Scientists at Britain's Oxford University have developed a blood test that will predict arthritis more than a decade before it strikes. They hope that early diagnosis will allow for better treatment of the disorder.
A team from the university's Kennedy Institute of Rheumatology have developed a blood test that looks for antibodies that recognize the protein tenascin-C, which is found in high levels in arthritic joints.
They say the test will indicate your likelihood of suffering from rheumatoid arthritis, a severe form of the condition, more than a decade in advance.
The disorder, which results in swollen and painful joints, is caused when antibodies sent by the immune system to tackle inflammation mistakenly attack the body's own tissues.
Arthritis is treated with painkillers and anti-inflammatory drugs as well as physical therapy.
Existing tests already look for the antibodies but scientists say this new approach allows a more sensitive test that is more likely to spot the antibodies.
Early treatment crucial
Scientists believe the new test will allow doctors to offer early treatment for the autoimmune disorder, which is critical to help manage the pain.
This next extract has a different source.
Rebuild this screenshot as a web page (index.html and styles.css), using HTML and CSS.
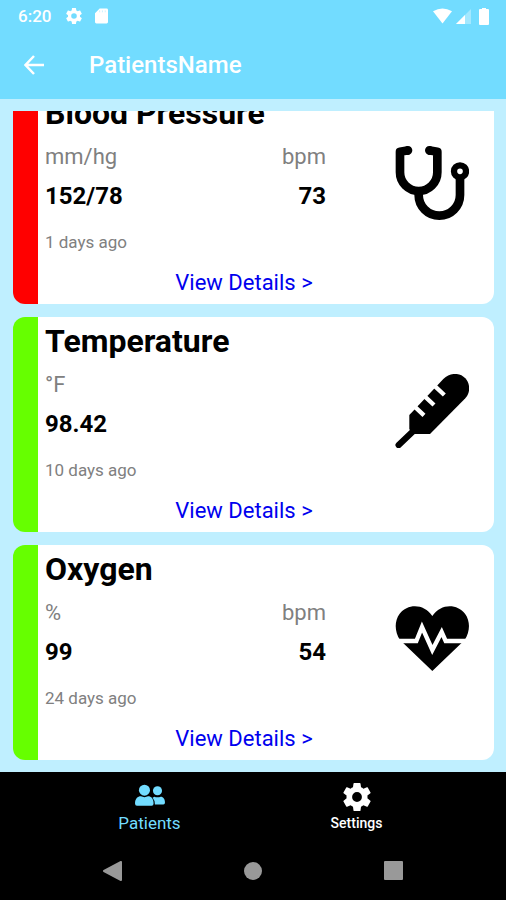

Arthritis is estimated to affect up to 1 percent of the population of the developed world and is almost three times as likely to affect women than men.
"When we looked at results from more than 2,000 patients we found that testing for antibodies that target citrullinated tenascin-C (cTNC) could diagnose rheumatoid arthritis in around 50 percent of cases...it is (also) 98 percent accurate at ruling out rheumatoid arthritis," said lead researcher Dr Anja Schwenzer.
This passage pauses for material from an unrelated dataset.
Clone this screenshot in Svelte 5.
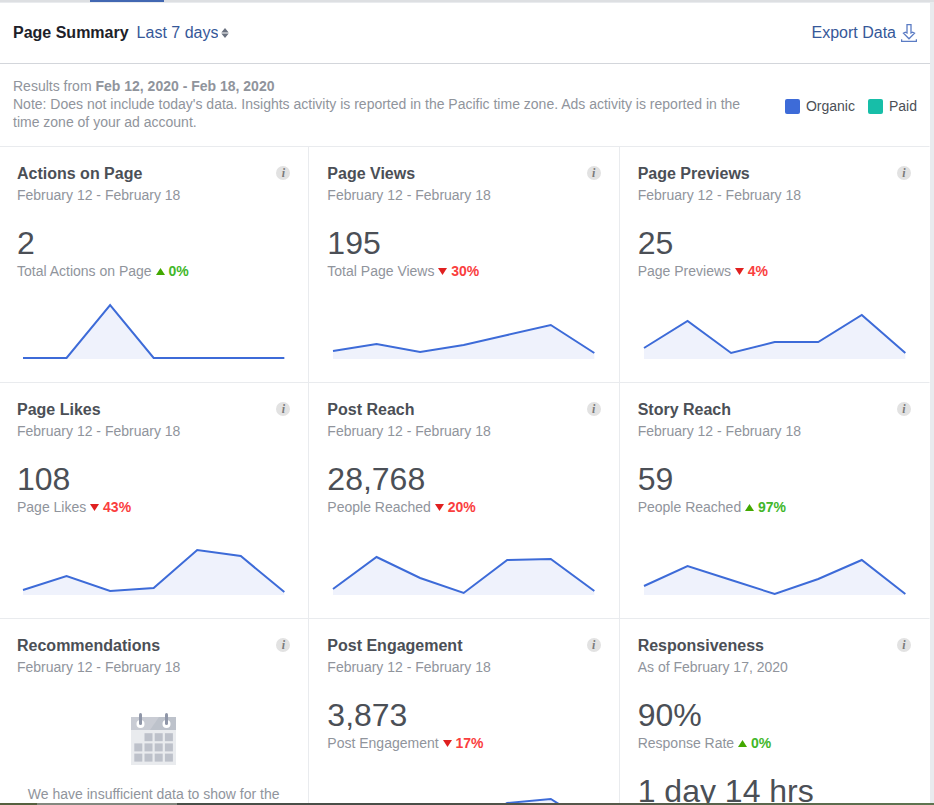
<!--
  @component PageSummary

  Insights overview: header with date range and export, notes with a chart
  legend, and a grid of metric cards with sparklines.
-->
<script>
  const RANGE = 'February 12 - February 18';
  const CHART_HEIGHT = 61;

  const ranges = ['Last 7 days'];
  let selected = $state('Last 7 days');

  // points are heights above the chart baseline, one per day
  const cards = [
    {
      title: 'Actions on Page',
      date: RANGE,
      stats: [{ value: '2', label: 'Total Actions on Page', trend: 'up', change: '0%' }],
      points: [1, 1, 54, 1, 1, 1, 1],
    },
    {
      title: 'Page Views',
      date: RANGE,
      stats: [{ value: '195', label: 'Total Page Views', trend: 'down', change: '30%' }],
      points: [8, 15, 7, 14, 24, 34, 6],
    },
    {
      title: 'Page Previews',
      date: RANGE,
      stats: [{ value: '25', label: 'Page Previews', trend: 'down', change: '4%' }],
      points: [11, 38, 6, 17, 17, 44, 6],
    },
    {
      title: 'Page Likes',
      date: RANGE,
      stats: [{ value: '108', label: 'Page Likes', trend: 'down', change: '43%' }],
      points: [5, 19, 4, 7, 45, 39, 3],
    },
    {
      title: 'Post Reach',
      date: RANGE,
      stats: [{ value: '28,768', label: 'People Reached', trend: 'down', change: '20%' }],
      points: [6, 38, 17, 2, 35, 36, 4],
    },
    {
      title: 'Story Reach',
      date: RANGE,
      stats: [{ value: '59', label: 'People Reached', trend: 'up', change: '97%' }],
      points: [9, 29, 15, 1, 16, 35, 1],
    },
    {
      title: 'Recommendations',
      date: RANGE,
      stats: [],
      empty: 'We have insufficient data to show for the',
    },
    {
      title: 'Post Engagement',
      date: RANGE,
      stats: [{ value: '3,873', label: 'Post Engagement', trend: 'down', change: '17%' }],
      points: [6, 22, 12, 4, 28, 32, 5],
    },
    {
      title: 'Responsiveness',
      date: 'As of February 17, 2020',
      stats: [
        { value: '90%', label: 'Response Rate', trend: 'up', change: '0%' },
        { value: '1 day 14 hrs' },
      ],
    },
  ];

  const line = (points) => points.map((p, i) => `${i},${CHART_HEIGHT - p}`).join(' ');
  const area = (points) =>
    `0,${CHART_HEIGHT} ${line(points)} ${points.length - 1},${CHART_HEIGHT}`;

  // calendar cells, the first one of the month is blank
  const cells = [];
  for (let row = 0; row < 3; row++) {
    for (let col = 0; col < 4; col++) {
      if (row || col) cells.push({ x: 3.3 + col * 10.2, y: 20.2 + row * 10.2 });
    }
  }
</script>

<div class="window">
  <nav class="tabs" aria-label="Page sections">
    <a class="tab" href="#insights" aria-label="Insights"></a>
  </nav>

  <main class="page">
    <header class="header">
      <h1>Page Summary</h1>
      <label class="range">
        <select bind:value={selected} aria-label="Date range">
          {#each ranges as range}
            <option>{range}</option>
          {/each}
        </select>
        <svg width="8" height="10" viewBox="0 0 8 10" aria-hidden="true">
          <path d="M4 0 7.7 4.4H0.3zM4 10 0.3 5.6h7.4z" />
        </svg>
      </label>
      <a class="export" href="#export">
        Export Data
        <svg width="16" height="18" viewBox="0 0 16 18" aria-hidden="true">
          <path d="M6 0.7h4v8.3l1.6-.8 1.9.9L8 14.8 2.5 9.1l1.9-.9 1.6.8z" />
          <path d="M0.6 15.2v2.1h14.8v-2.1" />
        </svg>
      </a>
    </header>

    <section class="notes">
      <p>
        Results from <b>Feb 12, 2020 - Feb 18, 2020</b><br />
        Note: Does not include today's data. Insights activity is reported in the Pacific time zone.
        Ads activity is reported in the time zone of your ad account.
      </p>
      <ul class="legend">
        <li><span class="swatch organic"></span>Organic</li>
        <li><span class="swatch paid"></span>Paid</li>
      </ul>
    </section>

    <section class="grid">
      {#each cards as card}
        <article class="card">
          <div class="card-head">
            <h2>{card.title}</h2>
            <button class="info" type="button" aria-label="About {card.title}">i</button>
          </div>
          <p class="date">{card.date}</p>

          {#each card.stats as stat}
            <p class="value">{stat.value}</p>
            {#if stat.label}
              <p class="label">
                {stat.label}
                <span class="change {stat.trend}">
                  <svg width="9" height="7" viewBox="0 0 9 7" aria-hidden="true">
                    <path d={stat.trend === 'up' ? 'M4.5 0 9 7H0z' : 'M0 0h9L4.5 7z'} />
                  </svg>
                  {stat.change}
                </span>
              </p>
            {/if}
          {/each}

          {#if card.points}
            <svg class="chart" viewBox="0 0 6 {CHART_HEIGHT}" preserveAspectRatio="none" aria-hidden="true">
              <polygon points={area(card.points)} />
              <polyline points={line(card.points)} />
            </svg>
          {/if}

          {#if card.empty}
            <div class="empty">
              <svg width="45" height="52" viewBox="0 0 45 52" aria-hidden="true">
                <path fill="#e9ebee" d="M0 4h45v48H0z" />
                <path fill="#bdc2cb" d="M0 4h45v13H0z" />
                <path fill="#c9ccd4" d="M0 4h28L19 17H0z" />
                <circle cx="9.5" cy="11" r="4" fill="#fff" />
                <circle cx="35.5" cy="11" r="4" fill="#fff" />
                <rect x="8" y="0" width="3" height="12" rx="1.5" fill="#8f96a8" />
                <rect x="34" y="0" width="3" height="12" rx="1.5" fill="#8f96a8" />
                {#each cells as cell}
                  <rect x={cell.x} y={cell.y} width="8" height="8" fill="#bdc1ca" />
                {/each}
              </svg>
              <p>{card.empty}</p>
            </div>
          {/if}
        </article>
      {/each}
    </section>
  </main>

  <footer class="edge"></footer>
</div>

<style>
  :global(body) {
    margin: 0;
    background: #e9ebee;
  }

  h1,
  h2,
  p,
  ul {
    margin: 0;
    padding: 0;
  }

  .window {
    display: flex;
    flex-direction: column;
    height: 100vh;
    overflow: hidden;
    font-family: 'Liberation Sans', Arial, sans-serif;
    font-size: 14px;
    line-height: 18px;
    color: #90949c;
  }

  .tabs {
    flex: none;
    height: 2px;
    padding-left: 90px;
    background: #dddfe2;
    border-bottom: 1px solid #e9ebee;
  }

  .tab {
    display: block;
    width: 74px;
    height: 2px;
    background: #4267b2;
  }

  .page {
    flex: 1;
    min-height: 0;
    margin-right: 4px;
    overflow: hidden;
    background: #fff;
  }

  .header {
    display: flex;
    align-items: center;
    padding: 20px 13px;
    border-bottom: 1px solid #d3d6db;
    font-size: 16px;
    line-height: 20px;
  }

  h1 {
    font-size: 16px;
    color: #1d2129;
  }

  .range {
    display: flex;
    align-items: center;
    gap: 3px;
    margin-left: 8px;
  }

  .range select {
    appearance: none;
    field-sizing: content;
    padding: 0;
    border: 0;
    background: none;
    font: inherit;
    color: #365899;
    cursor: pointer;
  }

  .range svg {
    fill: #6b7280;
  }

  .export {
    display: flex;
    align-items: center;
    gap: 5px;
    margin-left: auto;
    color: #365899;
    text-decoration: none;
  }

  .export svg {
    fill: none;
    stroke: #5b7cc4;
    stroke-width: 1.3;
  }

  .notes {
    display: flex;
    align-items: center;
    gap: 40px;
    padding: 13px 13px 15px;
  }

  .notes p {
    flex: 1;
  }

  .legend {
    display: flex;
    gap: 13px;
    padding-top: 4px;
    list-style: none;
    color: #4b4f56;
  }

  .legend li {
    display: flex;
    align-items: center;
    gap: 6px;
  }

  .swatch {
    width: 15px;
    height: 15px;
    border-radius: 2px;
  }

  .organic {
    background: #3d6bd8;
  }

  .paid {
    background: #17bea8;
  }

  .grid {
    display: grid;
    grid-template-columns: repeat(3, 1fr);
    margin-left: -1px;
  }

  .card {
    padding: 17px 18px 23px;
    border-top: 1px solid #e9ebee;
    border-right: 1px solid #e9ebee;
  }

  .card:nth-child(3n) {
    border-right-color: #fff;
  }

  .card-head {
    display: flex;
    align-items: flex-start;
    justify-content: space-between;
  }

  h2 {
    font-size: 16px;
    line-height: 20px;
    color: #4b4f56;
  }

  .info {
    width: 14px;
    height: 14px;
    margin-top: 2px;
    padding: 0;
    border: 0;
    border-radius: 50%;
    background: #e2e2e2;
    font: italic bold 12px/14px 'Liberation Serif', serif;
    color: #7a7a7a;
    cursor: pointer;
  }

  .date {
    margin-top: 2px;
  }

  .value {
    margin-top: 21px;
    font-size: 32px;
    line-height: 36px;
    color: #4b4f56;
  }

  .label {
    margin-top: 1px;
  }

  .change {
    font-weight: bold;
  }

  .change svg {
    vertical-align: 1px;
    fill: currentColor;
  }

  .up {
    color: #42b72a;
  }

  .up svg {
    fill: #42a800;
  }

  .down {
    color: #fa3e3e;
  }

  .down svg {
    fill: #e02020;
  }

  .chart {
    display: block;
    box-sizing: border-box;
    width: 100%;
    height: 61px;
    margin-top: 18px;
    padding: 0 6px;
    overflow: visible;
  }

  .chart polygon {
    fill: #eff2fc;
  }

  .chart polyline {
    fill: none;
    stroke: #3d6bd8;
    stroke-width: 2;
    vector-effect: non-scaling-stroke;
  }

  .empty {
    display: flex;
    flex-direction: column;
    align-items: center;
    gap: 20px;
    margin-top: 37px;
    padding: 0 8px;
    text-align: center;
  }

  .edge {
    flex: none;
    height: 2px;
    background: linear-gradient(90deg, #55603f 0 4%, #84887f 4% 19%, #4a4f48 19% 45%, #55564a 60%, #5f7550);
  }
</style>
The team found that antibodies to cTNC could be seen up to 16 years before the disease occured - on average around seven years in advance.
Responding to the findings, Stephen Simpson, Research Director, for Arthritis Research UK said: "When it comes to rheumatoid arthritis, early diagnosis is key with research showing that there is often a narrow 'window of opportunity' following the onset of symptoms for effective diagnosis and control of disease through treatment."
Simpson said he hoped the new test could "help patients with rheumatoid arthritis get the right treatment early to keep this painful and debilitating condition under control."
In 2014, German scientists said they had discovered the 'anti-arthritis' protein, which could also lead to better treatment.